• Given exercise
Go through the records and extract every line with the word "page".

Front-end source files
+++

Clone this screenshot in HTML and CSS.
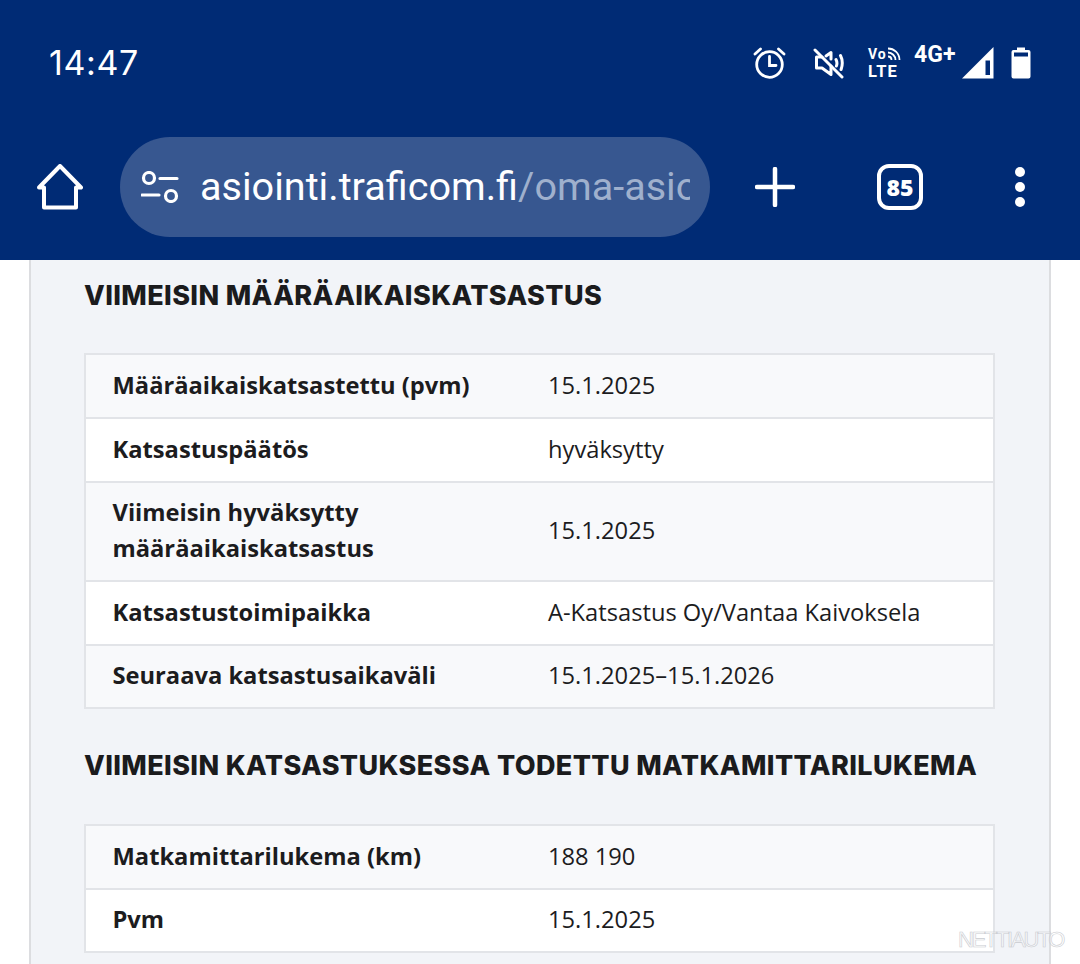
FILE: index.html
```html
<!DOCTYPE html>
<html lang="fi">
<head>
<meta charset="utf-8">
<title>Traficom</title>
<link rel="stylesheet" href="styles.css">
</head>
<body>
<header class="chrome">
  <div class="status">
    <span class="time">14:47</span>
    <div class="status-icons">
      <svg class="ic-alarm" viewBox="0 0 34 34" width="34" height="34" fill="none" stroke="#fff" stroke-width="2.8" stroke-linecap="round"><circle cx="17.500" cy="18.500" r="12.800"/><path d="M17.500 10.500V19.500H24"/><path d="M3 8 8.500 3M32 8 26.500 3"/></svg>
      <svg class="ic-mute" viewBox="0 0 32 32" width="32" height="32" fill="none" stroke="#fff" stroke-width="3" stroke-linecap="round" stroke-linejoin="round"><path d="M2 3 29 30"/><path d="M9 10H3.500V21H9L18 27.500V19M18 12V5.500L13 9"/><path d="M23 12.500c1 2 1 5 .4 6.500M27.500 8.500c2 4 2 10 .6 14"/></svg>
      <div class="volte">
        <div class="vo-row"><span class="vo">Vo</span><svg viewBox="0 0 14 14" width="14" height="14" fill="none" stroke="#fff" stroke-width="1.800"><path d="M1 1.500C7 1.500 12.500 6 12.500 13M1 5.500C5 5.500 8.500 9 8.500 13M1 9.500C3 9.500 4.500 11 4.500 13"/></svg></div>
        <span class="lte">LTE</span>
      </div>
      <span class="net">4G+</span>
      <svg class="ic-signal" viewBox="0 0 32 32" width="32" height="32"><path d="M0 31.500 31.500 0V31.500Z" fill="#fff"/><path d="M23.500 13.500H28V28H23.500Z" fill="#002b75"/></svg>
      <svg class="ic-batt" viewBox="0 0 20 32" width="20" height="32"><path fill="#fff" d="M6 .5H14V3H17.500A2 2 0 0 1 19.500 5V29.500A2 2 0 0 1 17.500 31.500H2.500A2 2 0 0 1 .5 29.500V5A2 2 0 0 1 2.500 3H6Z"/><rect x="3" y="5.500" width="14" height="4" fill="#002b75"/></svg>
    </div>
  </div>
  <div class="toolbar">
    <svg class="ic-home" viewBox="0 0 46 46" width="46" height="46" fill="none" stroke="#fff" stroke-width="4" stroke-linejoin="round" stroke-linecap="round"><path d="M2 23.500 23 2 44 23.500H39V43.500H7V23.500Z"/></svg>
    <div class="omnibox">
      <svg class="ic-tune" viewBox="0 0 38 32" width="38" height="32" fill="none" stroke="#fff" stroke-width="3.200"><circle cx="8" cy="7" r="5.500"/><path d="M19 7.500H36M1 24H18" stroke-linecap="round"/><circle cx="30" cy="25" r="5.500"/></svg>
      <div class="url"><span class="host">asiointi.traficom.fi</span><span class="path">/oma-asioi</span></div>
    </div>
    <svg class="ic-plus" viewBox="0 0 40 40" width="40" height="40" stroke="#fff" stroke-width="4.500" stroke-linecap="round"><path d="M2 20H38M20 2V38"/></svg>
    <div class="tabs">85</div>
    <div class="menu"><i></i><i></i><i></i></div>
  </div>
</header>
<main class="page">
  <section class="card">
    <h2 class="title first">VIIMEISIN MÄÄRÄAIKAISKATSASTUS</h2>
    <div class="table">
      <div class="row"><div class="th">Määräaikaiskatsastettu (pvm)</div><div class="td">15.1.2025</div></div>
      <div class="row"><div class="th">Katsastuspäätös</div><div class="td">hyväksytty</div></div>
      <div class="row"><div class="th">Viimeisin hyväksytty<br>määräaikaiskatsastus</div><div class="td">15.1.2025</div></div>
      <div class="row"><div class="th">Katsastustoimipaikka</div><div class="td">A-Katsastus Oy/Vantaa Kaivoksela</div></div>
      <div class="row"><div class="th">Seuraava katsastusaikaväli</div><div class="td">15.1.2025–15.1.2026</div></div>
    </div>
    <h2 class="title">VIIMEISIN KATSASTUKSESSA TODETTU MATKAMITTARILUKEMA</h2>
    <div class="table">
      <div class="row"><div class="th">Matkamittarilukema (km)</div><div class="td">188 190</div></div>
      <div class="row"><div class="th">Pvm</div><div class="td">15.1.2025</div></div>
    </div>
  </section>
</main>
<div class="watermark">NETTIAUTO</div>
</body>
</html>
```
FILE: styles.css
```css
* { box-sizing: border-box; }
html, body { margin: 0; padding: 0; }
body {
  width: 1080px;
  height: 964px;
  overflow: hidden;
  background: #fff;
  font-family: "Open Sans", "Liberation Sans", sans-serif;
  color: #1c1c1e;
  position: relative;
}
.chrome {
  height: 260px;
  background: #002b75;
  color: #fff;
  display: flex;
  flex-direction: column;
}
.status {
  height: 124px;
  padding: 0 49px 0 49px;
  display: flex;
  justify-content: space-between;
  align-items: flex-start;
}
.time {
  margin-top: 42px;
  font-family: Inter, Roboto, sans-serif;
  font-size: 34px;
  letter-spacing: .6px;
  line-height: 42px;
  font-weight: 400;
}
.status-icons {
  display: flex;
  align-items: flex-start;
  margin-top: 46px;
}
.ic-alarm { margin-right: 27px; }
.ic-mute { margin-right: 23px; margin-top: 1px; }
.volte { width: 46px; margin-top: 1px; font-family: Roboto, sans-serif; font-weight: 700; line-height: 15px; }
.vo-row { display: flex; align-items: flex-start; height: 17px; }
.vo { font-size: 14px; letter-spacing: .8px; }
.vo-row svg { margin-left: 1px; }
.lte { display: block; font-size: 16.5px; letter-spacing: 1px; }
.net {
  font-family: Roboto, sans-serif;
  font-weight: 700;
  font-size: 23px;
  line-height: 20px;
  margin-right: 6px;
  margin-top: -1px;
}
.ic-signal { margin-right: 17.5px; margin-top: 1px; }
.ic-batt { margin-top: 1px; }
.toolbar {
  height: 100px;
  margin-top: 13px;
  position: relative;
  display: flex;
  align-items: center;
}
.ic-home { margin-left: 37px; margin-right: 37px; flex: none; }
.omnibox {
  width: 590px;
  height: 100px;
  flex: none;
  border-radius: 50px;
  background: #375790;
  display: flex;
  align-items: center;
  padding: 0 20px 0 21px;
}
.ic-tune { flex: none; margin-right: 21px; }
.url {
  flex: 1;
  overflow: hidden;
  white-space: nowrap;
  font-family: Roboto, sans-serif;
  font-size: 39.6px;
  line-height: 50px;
}
.path { color: #9fb0cd; }
.ic-plus { margin-left: 45px; flex: none; }
.tabs {
  width: 46px;
  height: 46px;
  margin-left: 82px;
  flex: none;
  border: 4px solid #fff;
  border-radius: 12px;
  display: flex;
  align-items: center;
  justify-content: center;
  font-family: "Open Sans", sans-serif;
  font-weight: 800;
  font-size: 23px;
}
.menu {
  margin-left: 92px;
  display: flex;
  flex-direction: column;
  gap: 5px;
}
.menu i {
  display: block;
  width: 10px;
  height: 10px;
  border-radius: 50%;
  background: #fff;
}
.page { padding: 0 29px; height: 704px; overflow: hidden; }
.card {
  background: #f2f4f8;
  border-left: 2px solid #dcdde0;
  border-right: 2px solid #dcdde0;
  padding: 0 54px 0 53px;
  height: 704px;
}
.title {
  margin: 0;
  font-family: Inter, "Open Sans", sans-serif;
  font-weight: 800;
  font-size: 27px;
  letter-spacing: .38px;
  line-height: 36px;
  color: #1b1b1d;
  padding: 39px 0 40px;
  white-space: nowrap;
}
.title.first { padding: 18px 0 39px; }
.table { border: 2px solid #e2e4e8; }
.row {
  display: flex;
  align-items: center;
  min-height: 64px;
  padding: 11px 0 14px 26.5px;
  background: #fff;
  border-bottom: 2px solid #e2e4e8;
  font-size: 23.7px;
  line-height: 36px;
}
.row:last-child { border-bottom: 0; min-height: 61px; }
.row:nth-child(odd) { background: #f8f9fb; }
.th { width: 435.5px; flex: none; font-weight: 700; }
.td { flex: 1; }
.watermark {
  position: absolute;
  left: 958px;
  top: 929px;
  font-family: "Liberation Sans", sans-serif;
  font-size: 22px;
  letter-spacing: -2.1px;
  line-height: 22px;
  color: rgba(255,255,255,.35);
  -webkit-text-stroke: .6px #c9cbd0;
}
```
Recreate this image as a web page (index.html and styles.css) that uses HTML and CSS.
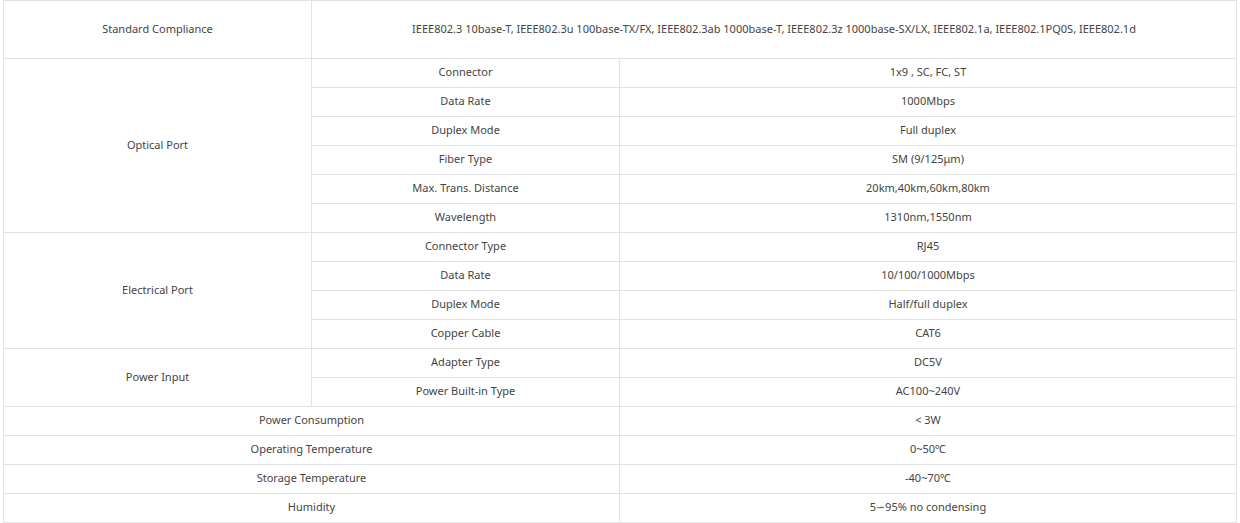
FILE: index.html
```html
<!DOCTYPE html>
<html>
<head>
<meta charset="utf-8">
<link rel="stylesheet" href="styles.css">
</head>
<body>
<table class="spec">
<colgroup><col class="c1"><col class="c2"><col class="c3"></colgroup>
<tbody>
<tr class="tall"><td>Standard Compliance</td><td colspan="2">IEEE802.3 10base-T, IEEE802.3u 100base-TX/FX, IEEE802.3ab 1000base-T, IEEE802.3z 1000base-SX/LX, IEEE802.1a, IEEE802.1PQ0S, IEEE802.1d</td></tr>
<tr><td rowspan="6">Optical Port</td><td>Connector</td><td>1x9 , SC, FC, ST</td></tr>
<tr><td>Data Rate</td><td>1000Mbps</td></tr>
<tr><td>Duplex Mode</td><td>Full duplex</td></tr>
<tr><td>Fiber Type</td><td>SM (9/125μm)</td></tr>
<tr><td>Max. Trans. Distance</td><td>20km,40km,60km,80km</td></tr>
<tr><td>Wavelength</td><td>1310nm,1550nm</td></tr>
<tr><td rowspan="4">Electrical Port</td><td>Connector Type</td><td>RJ45</td></tr>
<tr><td>Data Rate</td><td>10/100/1000Mbps</td></tr>
<tr><td>Duplex Mode</td><td>Half/full duplex</td></tr>
<tr><td>Copper Cable</td><td>CAT6</td></tr>
<tr><td rowspan="2">Power Input</td><td>Adapter Type</td><td>DC5V</td></tr>
<tr><td>Power Built-in Type</td><td>AC100~240V</td></tr>
<tr><td colspan="2">Power Consumption</td><td>&lt; 3W</td></tr>
<tr><td colspan="2">Operating Temperature</td><td>0~50℃</td></tr>
<tr><td colspan="2">Storage Temperature</td><td>-40~70℃</td></tr>
<tr><td colspan="2">Humidity</td><td>5∽95% no condensing</td></tr>
</tbody>
</table>
</body>
</html>
```
FILE: styles.css
```css
html, body {
  margin: 0;
  padding: 0;
  background: #fff;
}
body {
  padding-left: 3px;
  font-family: "Noto Sans", "Open Sans", sans-serif;
  font-size: 11px;
  color: #444;
}
.spec {
  border-collapse: collapse;
  table-layout: fixed;
  width: 1233px;
}
.c1 { width: 308px; }
.c2 { width: 308px; }
.c3 { width: 617px; }
.spec td {
  border: 1px solid #e3e3e3;
  text-align: center;
  vertical-align: middle;
  padding: 0 4px 2px;
  height: 26px;
  line-height: 14px;
}
.spec tr.tall td {
  height: 55px;
}
```
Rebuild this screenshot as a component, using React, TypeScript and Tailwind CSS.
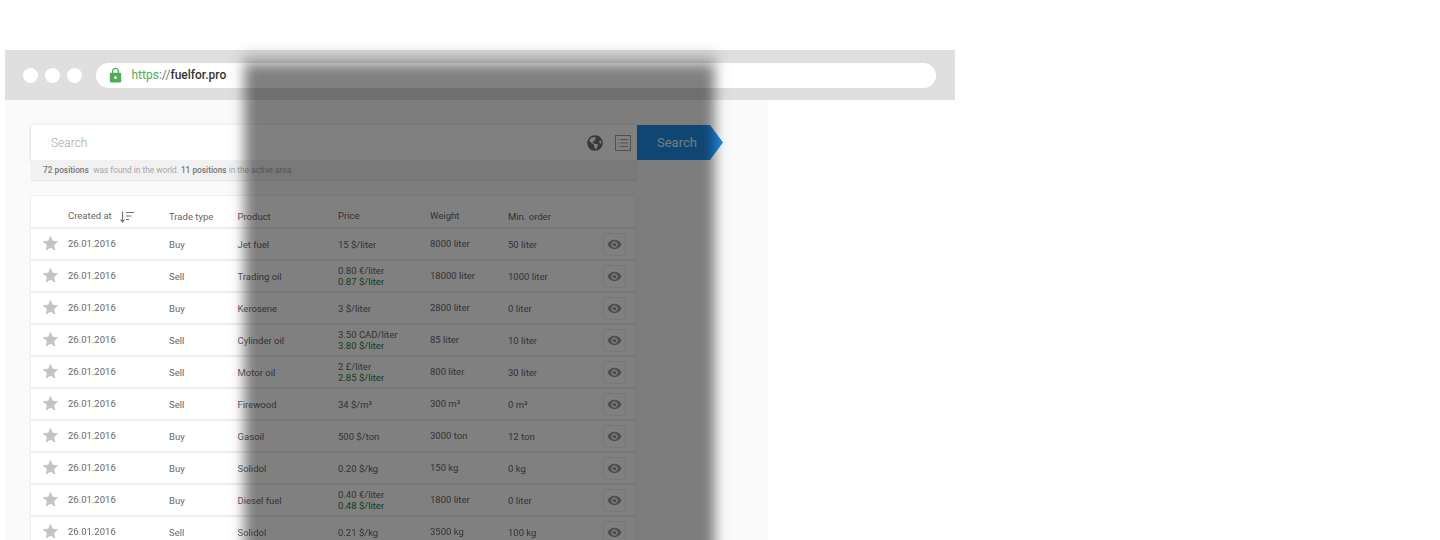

+++

• Answer to the task
<main class="page">
.page { padding: 0 29px; height: 704px; overflow: hidden; }
Recreate this image as a web page (index.html and styles.css) that uses HTML and CSS.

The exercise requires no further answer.